[Dataset excerpt]
+--

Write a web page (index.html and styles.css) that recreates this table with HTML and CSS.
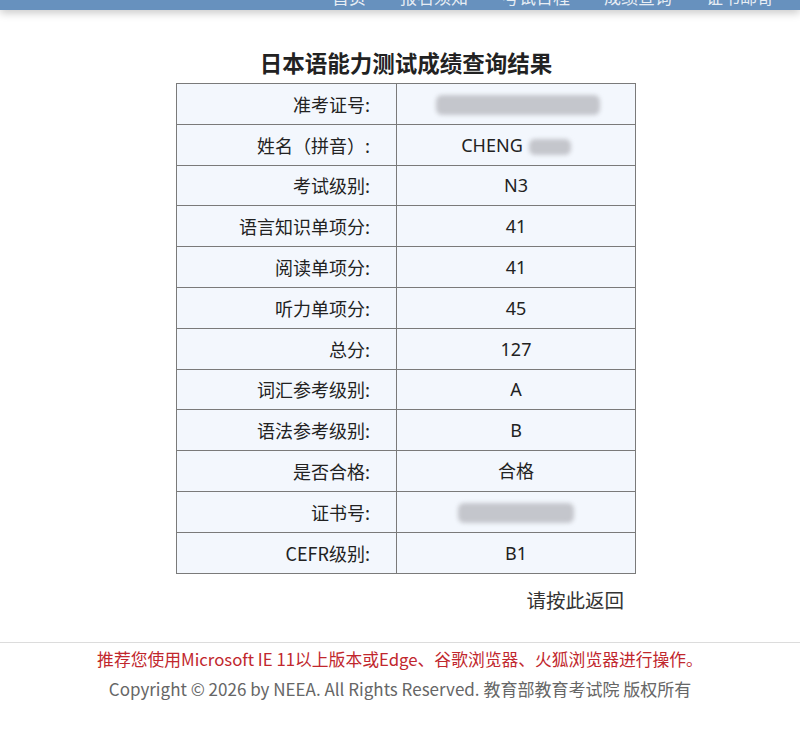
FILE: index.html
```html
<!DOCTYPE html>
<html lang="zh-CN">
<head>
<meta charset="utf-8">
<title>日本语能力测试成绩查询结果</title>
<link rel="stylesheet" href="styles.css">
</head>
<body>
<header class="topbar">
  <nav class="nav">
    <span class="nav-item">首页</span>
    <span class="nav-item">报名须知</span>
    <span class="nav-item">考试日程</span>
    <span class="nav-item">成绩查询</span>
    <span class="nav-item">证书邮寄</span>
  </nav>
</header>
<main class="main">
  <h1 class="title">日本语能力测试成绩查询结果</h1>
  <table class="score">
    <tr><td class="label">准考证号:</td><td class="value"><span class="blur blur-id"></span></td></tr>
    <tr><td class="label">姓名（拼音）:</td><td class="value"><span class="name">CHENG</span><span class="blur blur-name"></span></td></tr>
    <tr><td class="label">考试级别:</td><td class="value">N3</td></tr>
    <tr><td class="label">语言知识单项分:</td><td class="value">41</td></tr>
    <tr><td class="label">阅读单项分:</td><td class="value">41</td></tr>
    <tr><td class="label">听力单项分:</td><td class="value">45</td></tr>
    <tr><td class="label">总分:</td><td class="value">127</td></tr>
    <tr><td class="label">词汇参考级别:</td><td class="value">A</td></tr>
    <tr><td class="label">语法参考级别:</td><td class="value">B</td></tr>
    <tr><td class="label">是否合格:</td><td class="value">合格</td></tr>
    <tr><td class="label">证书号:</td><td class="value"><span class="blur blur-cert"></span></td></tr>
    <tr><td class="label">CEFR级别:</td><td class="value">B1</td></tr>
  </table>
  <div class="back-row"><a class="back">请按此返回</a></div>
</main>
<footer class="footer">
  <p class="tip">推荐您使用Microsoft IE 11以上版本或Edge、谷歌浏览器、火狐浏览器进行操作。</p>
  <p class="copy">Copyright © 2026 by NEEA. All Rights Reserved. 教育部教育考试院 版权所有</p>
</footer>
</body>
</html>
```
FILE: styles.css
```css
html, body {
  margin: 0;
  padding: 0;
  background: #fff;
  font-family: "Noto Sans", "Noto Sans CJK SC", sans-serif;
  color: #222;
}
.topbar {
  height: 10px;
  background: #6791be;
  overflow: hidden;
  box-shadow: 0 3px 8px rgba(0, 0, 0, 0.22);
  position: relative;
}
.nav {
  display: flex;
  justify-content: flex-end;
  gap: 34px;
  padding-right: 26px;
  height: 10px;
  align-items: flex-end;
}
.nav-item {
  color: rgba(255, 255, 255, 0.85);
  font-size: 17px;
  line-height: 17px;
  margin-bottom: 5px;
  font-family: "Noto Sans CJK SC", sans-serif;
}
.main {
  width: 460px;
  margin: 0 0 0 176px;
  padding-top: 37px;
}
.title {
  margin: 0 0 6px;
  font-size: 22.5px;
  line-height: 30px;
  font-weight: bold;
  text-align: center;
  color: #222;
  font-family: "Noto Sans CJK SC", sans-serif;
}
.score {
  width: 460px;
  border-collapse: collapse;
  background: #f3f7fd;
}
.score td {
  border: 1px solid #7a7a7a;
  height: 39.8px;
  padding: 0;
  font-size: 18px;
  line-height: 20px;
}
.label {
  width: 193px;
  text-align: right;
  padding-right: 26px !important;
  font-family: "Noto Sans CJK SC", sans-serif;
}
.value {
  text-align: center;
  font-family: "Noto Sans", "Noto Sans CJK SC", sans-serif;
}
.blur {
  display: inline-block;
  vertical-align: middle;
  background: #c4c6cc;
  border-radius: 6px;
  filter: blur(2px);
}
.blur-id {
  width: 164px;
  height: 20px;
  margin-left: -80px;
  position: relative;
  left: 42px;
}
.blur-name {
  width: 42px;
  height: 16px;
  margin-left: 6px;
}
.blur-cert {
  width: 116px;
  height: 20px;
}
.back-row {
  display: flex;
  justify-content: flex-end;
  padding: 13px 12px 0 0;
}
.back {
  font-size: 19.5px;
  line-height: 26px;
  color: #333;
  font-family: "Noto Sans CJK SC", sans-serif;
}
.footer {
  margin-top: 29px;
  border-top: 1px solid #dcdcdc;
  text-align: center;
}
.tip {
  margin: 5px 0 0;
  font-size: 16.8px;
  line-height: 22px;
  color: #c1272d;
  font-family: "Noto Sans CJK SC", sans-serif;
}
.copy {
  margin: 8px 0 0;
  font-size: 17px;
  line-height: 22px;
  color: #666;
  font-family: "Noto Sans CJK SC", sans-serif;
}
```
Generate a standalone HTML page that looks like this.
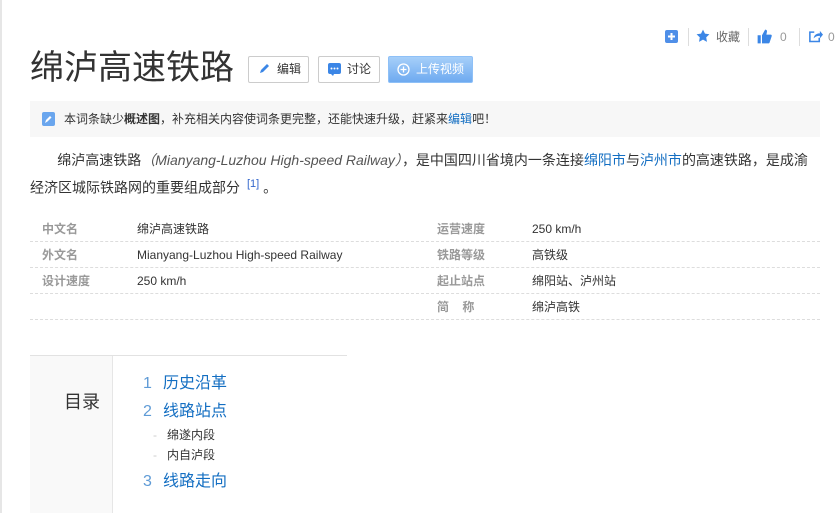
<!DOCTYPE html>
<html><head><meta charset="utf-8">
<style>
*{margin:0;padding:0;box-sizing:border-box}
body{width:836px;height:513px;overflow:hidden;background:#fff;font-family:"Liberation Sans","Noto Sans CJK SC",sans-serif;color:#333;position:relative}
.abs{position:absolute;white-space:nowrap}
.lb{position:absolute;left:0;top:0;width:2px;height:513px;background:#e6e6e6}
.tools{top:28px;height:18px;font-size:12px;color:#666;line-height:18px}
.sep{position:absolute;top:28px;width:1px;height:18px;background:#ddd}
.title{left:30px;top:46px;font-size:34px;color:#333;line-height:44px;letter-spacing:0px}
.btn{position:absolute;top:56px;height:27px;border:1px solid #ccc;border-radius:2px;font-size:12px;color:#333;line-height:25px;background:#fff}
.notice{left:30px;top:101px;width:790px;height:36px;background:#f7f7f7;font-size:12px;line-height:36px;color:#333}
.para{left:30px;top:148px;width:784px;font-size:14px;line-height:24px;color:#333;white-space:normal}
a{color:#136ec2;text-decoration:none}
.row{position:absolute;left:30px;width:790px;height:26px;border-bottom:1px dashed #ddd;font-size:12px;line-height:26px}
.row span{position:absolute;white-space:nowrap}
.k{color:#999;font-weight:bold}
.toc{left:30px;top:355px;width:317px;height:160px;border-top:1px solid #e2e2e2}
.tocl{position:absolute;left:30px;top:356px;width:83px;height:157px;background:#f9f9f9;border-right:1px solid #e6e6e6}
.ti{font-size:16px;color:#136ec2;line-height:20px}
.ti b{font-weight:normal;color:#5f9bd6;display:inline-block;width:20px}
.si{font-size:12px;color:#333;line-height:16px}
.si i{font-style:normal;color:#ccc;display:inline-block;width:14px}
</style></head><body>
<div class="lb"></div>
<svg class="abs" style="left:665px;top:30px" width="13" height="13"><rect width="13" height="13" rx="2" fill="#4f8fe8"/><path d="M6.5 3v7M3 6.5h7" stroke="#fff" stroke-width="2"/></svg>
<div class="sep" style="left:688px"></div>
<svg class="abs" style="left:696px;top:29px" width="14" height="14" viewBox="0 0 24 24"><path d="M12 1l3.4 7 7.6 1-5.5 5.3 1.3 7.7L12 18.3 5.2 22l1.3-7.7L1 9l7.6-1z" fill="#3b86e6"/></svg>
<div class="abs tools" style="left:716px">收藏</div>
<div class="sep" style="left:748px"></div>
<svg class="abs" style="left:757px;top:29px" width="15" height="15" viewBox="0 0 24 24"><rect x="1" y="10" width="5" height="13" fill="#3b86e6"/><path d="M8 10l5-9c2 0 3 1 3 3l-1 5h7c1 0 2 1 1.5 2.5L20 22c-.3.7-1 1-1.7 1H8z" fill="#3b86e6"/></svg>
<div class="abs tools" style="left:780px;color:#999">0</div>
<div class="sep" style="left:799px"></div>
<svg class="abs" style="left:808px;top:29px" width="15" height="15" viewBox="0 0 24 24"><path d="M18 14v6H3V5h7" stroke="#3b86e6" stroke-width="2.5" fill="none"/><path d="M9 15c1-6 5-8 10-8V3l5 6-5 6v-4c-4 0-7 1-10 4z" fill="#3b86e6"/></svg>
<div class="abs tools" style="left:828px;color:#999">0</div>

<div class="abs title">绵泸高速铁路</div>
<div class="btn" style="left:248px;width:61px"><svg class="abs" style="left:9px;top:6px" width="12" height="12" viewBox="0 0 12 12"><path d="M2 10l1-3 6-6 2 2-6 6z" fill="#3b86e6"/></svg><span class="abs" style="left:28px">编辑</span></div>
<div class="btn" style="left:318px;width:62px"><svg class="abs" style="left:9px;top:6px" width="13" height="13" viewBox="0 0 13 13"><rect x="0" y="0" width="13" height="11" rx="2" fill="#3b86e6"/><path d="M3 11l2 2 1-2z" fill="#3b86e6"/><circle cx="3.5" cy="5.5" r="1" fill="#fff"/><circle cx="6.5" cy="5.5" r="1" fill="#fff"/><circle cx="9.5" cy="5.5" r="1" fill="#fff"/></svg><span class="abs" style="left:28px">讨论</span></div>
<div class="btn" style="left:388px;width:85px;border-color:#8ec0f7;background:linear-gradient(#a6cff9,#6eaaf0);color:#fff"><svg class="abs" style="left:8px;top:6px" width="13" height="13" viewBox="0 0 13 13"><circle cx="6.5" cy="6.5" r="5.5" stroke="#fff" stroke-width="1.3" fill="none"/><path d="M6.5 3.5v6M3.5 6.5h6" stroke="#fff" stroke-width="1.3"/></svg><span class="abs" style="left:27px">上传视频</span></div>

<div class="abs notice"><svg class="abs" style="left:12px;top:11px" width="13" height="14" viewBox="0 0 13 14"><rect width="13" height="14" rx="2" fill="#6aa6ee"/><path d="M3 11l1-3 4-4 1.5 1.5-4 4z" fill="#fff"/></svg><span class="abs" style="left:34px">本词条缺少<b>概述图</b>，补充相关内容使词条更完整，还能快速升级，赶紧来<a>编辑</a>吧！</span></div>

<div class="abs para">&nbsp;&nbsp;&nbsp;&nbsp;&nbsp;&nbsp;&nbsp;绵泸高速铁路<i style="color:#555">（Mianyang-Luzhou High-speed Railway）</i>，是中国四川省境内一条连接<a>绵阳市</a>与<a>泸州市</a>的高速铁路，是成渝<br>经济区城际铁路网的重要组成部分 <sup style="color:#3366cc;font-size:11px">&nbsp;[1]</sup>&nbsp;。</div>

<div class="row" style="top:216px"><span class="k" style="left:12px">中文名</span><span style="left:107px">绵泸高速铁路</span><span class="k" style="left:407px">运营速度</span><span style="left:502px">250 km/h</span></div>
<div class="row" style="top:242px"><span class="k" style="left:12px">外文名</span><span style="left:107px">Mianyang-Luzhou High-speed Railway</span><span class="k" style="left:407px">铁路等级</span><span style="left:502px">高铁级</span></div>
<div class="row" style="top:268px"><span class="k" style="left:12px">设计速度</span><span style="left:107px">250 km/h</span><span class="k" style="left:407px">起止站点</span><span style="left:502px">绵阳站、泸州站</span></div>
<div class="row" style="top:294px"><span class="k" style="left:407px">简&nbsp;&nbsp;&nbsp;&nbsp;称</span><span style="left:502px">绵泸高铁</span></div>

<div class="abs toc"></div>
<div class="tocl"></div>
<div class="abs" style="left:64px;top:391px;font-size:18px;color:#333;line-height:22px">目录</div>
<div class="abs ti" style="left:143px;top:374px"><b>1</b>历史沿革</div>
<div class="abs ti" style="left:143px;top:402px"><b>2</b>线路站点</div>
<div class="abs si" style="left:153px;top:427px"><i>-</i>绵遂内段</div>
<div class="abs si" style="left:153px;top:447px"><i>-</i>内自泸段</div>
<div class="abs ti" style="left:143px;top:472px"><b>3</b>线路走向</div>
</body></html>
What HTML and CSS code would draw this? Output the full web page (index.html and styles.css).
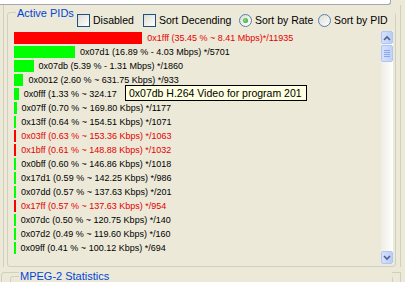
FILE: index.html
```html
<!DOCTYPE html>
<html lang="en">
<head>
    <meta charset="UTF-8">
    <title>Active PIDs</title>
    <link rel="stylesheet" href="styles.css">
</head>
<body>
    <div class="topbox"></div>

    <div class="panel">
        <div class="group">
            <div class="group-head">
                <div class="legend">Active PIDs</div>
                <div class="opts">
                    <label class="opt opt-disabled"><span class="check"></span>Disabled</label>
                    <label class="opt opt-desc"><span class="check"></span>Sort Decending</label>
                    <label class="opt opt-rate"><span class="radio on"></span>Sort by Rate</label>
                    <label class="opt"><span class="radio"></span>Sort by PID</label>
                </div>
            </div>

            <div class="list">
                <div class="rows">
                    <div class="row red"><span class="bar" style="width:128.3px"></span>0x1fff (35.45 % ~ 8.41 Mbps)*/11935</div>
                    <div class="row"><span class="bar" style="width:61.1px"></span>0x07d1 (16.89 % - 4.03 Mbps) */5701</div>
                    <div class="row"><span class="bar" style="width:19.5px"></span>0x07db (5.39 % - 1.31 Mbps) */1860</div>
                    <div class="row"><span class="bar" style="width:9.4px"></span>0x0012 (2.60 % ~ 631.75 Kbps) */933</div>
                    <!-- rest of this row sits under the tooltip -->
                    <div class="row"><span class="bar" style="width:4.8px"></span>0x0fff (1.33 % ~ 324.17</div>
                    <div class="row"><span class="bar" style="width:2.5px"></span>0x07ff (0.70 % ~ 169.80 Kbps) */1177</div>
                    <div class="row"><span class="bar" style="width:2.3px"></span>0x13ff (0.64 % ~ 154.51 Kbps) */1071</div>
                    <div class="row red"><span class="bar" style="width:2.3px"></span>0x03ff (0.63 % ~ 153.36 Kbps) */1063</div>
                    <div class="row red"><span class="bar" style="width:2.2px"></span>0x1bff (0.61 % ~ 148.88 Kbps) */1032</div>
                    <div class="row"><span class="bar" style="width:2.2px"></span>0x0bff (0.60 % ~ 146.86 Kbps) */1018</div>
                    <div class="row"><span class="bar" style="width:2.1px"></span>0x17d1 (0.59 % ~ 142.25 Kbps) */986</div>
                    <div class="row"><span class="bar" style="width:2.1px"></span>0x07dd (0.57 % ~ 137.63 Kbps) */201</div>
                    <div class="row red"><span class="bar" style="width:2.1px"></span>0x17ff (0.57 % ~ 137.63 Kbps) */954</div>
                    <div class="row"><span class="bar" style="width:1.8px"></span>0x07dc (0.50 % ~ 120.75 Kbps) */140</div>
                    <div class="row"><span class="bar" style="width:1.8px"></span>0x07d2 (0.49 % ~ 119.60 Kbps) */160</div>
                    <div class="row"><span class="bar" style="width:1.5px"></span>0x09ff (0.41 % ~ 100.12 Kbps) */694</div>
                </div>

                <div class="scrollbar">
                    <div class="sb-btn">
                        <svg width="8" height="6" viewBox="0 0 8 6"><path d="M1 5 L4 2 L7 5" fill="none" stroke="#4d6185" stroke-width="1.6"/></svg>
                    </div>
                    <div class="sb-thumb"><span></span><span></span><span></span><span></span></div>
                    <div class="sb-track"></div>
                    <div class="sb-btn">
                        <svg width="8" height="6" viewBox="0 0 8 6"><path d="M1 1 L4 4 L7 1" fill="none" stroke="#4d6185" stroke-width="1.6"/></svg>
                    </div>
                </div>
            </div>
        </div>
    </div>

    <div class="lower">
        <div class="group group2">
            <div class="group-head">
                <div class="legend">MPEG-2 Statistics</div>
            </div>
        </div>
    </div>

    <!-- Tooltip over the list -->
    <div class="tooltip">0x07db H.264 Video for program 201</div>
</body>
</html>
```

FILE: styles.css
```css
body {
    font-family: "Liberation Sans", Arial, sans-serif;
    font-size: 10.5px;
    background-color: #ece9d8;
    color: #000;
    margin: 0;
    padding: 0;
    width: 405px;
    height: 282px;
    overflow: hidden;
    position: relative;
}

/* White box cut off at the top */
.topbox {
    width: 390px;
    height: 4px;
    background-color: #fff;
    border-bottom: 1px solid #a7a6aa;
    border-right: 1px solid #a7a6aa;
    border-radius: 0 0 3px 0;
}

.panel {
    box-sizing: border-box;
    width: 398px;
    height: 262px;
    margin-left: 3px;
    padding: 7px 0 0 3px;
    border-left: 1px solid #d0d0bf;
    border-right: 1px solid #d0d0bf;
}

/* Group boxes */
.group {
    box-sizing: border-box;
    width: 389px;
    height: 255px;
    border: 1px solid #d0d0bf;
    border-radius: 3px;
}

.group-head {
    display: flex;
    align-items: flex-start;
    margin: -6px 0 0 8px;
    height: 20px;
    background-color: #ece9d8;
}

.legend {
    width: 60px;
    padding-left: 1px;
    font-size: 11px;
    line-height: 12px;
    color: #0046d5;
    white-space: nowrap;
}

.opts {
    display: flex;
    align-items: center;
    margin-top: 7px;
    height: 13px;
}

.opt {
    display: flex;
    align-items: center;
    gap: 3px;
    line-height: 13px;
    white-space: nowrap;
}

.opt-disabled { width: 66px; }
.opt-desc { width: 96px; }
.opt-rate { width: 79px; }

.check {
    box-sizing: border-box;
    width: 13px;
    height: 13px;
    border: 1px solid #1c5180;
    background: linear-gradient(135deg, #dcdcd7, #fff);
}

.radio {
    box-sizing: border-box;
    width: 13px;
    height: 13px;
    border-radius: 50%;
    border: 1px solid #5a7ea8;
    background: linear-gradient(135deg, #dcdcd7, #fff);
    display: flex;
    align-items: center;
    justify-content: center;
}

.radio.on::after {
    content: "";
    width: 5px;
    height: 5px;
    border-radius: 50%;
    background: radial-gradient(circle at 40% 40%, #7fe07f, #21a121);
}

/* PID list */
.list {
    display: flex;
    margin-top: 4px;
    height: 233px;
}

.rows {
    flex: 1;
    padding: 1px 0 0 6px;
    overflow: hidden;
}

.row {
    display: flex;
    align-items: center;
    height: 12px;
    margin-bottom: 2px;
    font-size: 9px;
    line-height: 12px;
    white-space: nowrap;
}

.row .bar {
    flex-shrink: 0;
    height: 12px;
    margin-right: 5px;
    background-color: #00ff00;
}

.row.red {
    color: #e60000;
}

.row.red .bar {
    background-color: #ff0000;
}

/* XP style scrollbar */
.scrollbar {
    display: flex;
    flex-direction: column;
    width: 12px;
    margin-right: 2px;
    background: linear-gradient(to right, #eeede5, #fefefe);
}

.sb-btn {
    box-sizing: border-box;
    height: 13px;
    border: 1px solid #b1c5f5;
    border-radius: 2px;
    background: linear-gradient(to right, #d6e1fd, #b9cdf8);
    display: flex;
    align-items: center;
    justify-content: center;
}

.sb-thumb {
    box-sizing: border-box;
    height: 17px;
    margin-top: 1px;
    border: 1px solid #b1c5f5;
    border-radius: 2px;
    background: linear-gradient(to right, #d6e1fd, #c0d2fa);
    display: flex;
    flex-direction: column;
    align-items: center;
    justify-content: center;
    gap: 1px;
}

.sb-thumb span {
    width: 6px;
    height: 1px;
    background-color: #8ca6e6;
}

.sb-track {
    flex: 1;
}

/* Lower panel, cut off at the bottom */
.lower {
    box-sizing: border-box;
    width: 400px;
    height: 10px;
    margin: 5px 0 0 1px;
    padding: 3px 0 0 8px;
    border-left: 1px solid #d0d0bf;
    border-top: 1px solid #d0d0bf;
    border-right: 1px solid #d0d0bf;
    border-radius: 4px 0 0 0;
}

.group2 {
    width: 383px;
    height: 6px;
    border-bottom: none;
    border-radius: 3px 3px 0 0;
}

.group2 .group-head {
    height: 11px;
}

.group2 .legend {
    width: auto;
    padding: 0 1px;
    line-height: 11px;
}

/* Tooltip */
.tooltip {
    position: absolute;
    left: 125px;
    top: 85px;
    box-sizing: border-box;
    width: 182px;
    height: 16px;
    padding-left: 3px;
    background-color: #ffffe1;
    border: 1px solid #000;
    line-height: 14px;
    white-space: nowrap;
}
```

+--

- **Problem to solve**: Identify every line above that includes the word "index", and show those lines.

- **Finished task**:
Write a web page (index.html and styles.css) that recreates this table with HTML and CSS.
FILE: index.html
What HTML and CSS code would draw this? Output the full web page (index.html and styles.css).
FILE: index.html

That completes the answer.